Other options include a Class III Trailer Towing Prep Package with receiver hitch, wiring harness with 4/7 pin connector, engine oil cooler, tire mobility kit; second-row 40/40 reclining seats; second-row floor console; rear console refrigerator; DVD rear entertainment center; deep-tint Vista roof; steel roof panel in contrasting White Suede or Brilliant Silver; tri-coat paint; Microsoft SYNC system; roof rack side rails; 6 CD with satellite radio; and remote start system.
Under The Hood: There’s only one powerplant — a 3.5-liter, 262-horse, V6 mated with a newly-designed six-speed automatic transmission. The only powertrain choice is front- or all-wheel drive (AWD).
Behind The Wheel: Under the sheetmetal, Flex is identical to the Taurus X — primarily a passenger car as opposed to a body-on-frame truck — giving it the same basic stance and driving characteristics as a car.
Most crossovers are more about features, comfort and equipment than the actual driving experience. However, on our road trip, Flex drove and felt solid, delivering quiet comfort with more than adequate power at 70 mph+ freeway speeds. Ride quality is excellent, with exceptional noise, vibration and harshness control, while cornering is level and quiet. Four-wheel disc brakes with every conceivable electronic interface are equally quiet and efficient.

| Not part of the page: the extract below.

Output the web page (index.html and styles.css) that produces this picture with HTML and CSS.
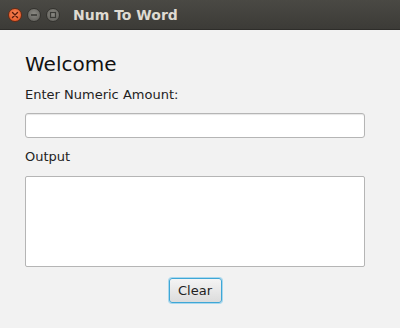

Flex is large, spacious, and functional, however, EPA-estimated mileage is 17/City and 24/Highway, and 16/22 with AWD — while burning regular.
Bottom Line: Flex is a large, stylish and capable crossover that can carry six or seven passengers plus a fair amount of cargo in luxury and comfort. It’s easy to use, and comfortable to drive over short or long distances. The interior abounds with functionally clever details and high-tech touches, while the exterior is distinctive and memorable. What more could you want or need?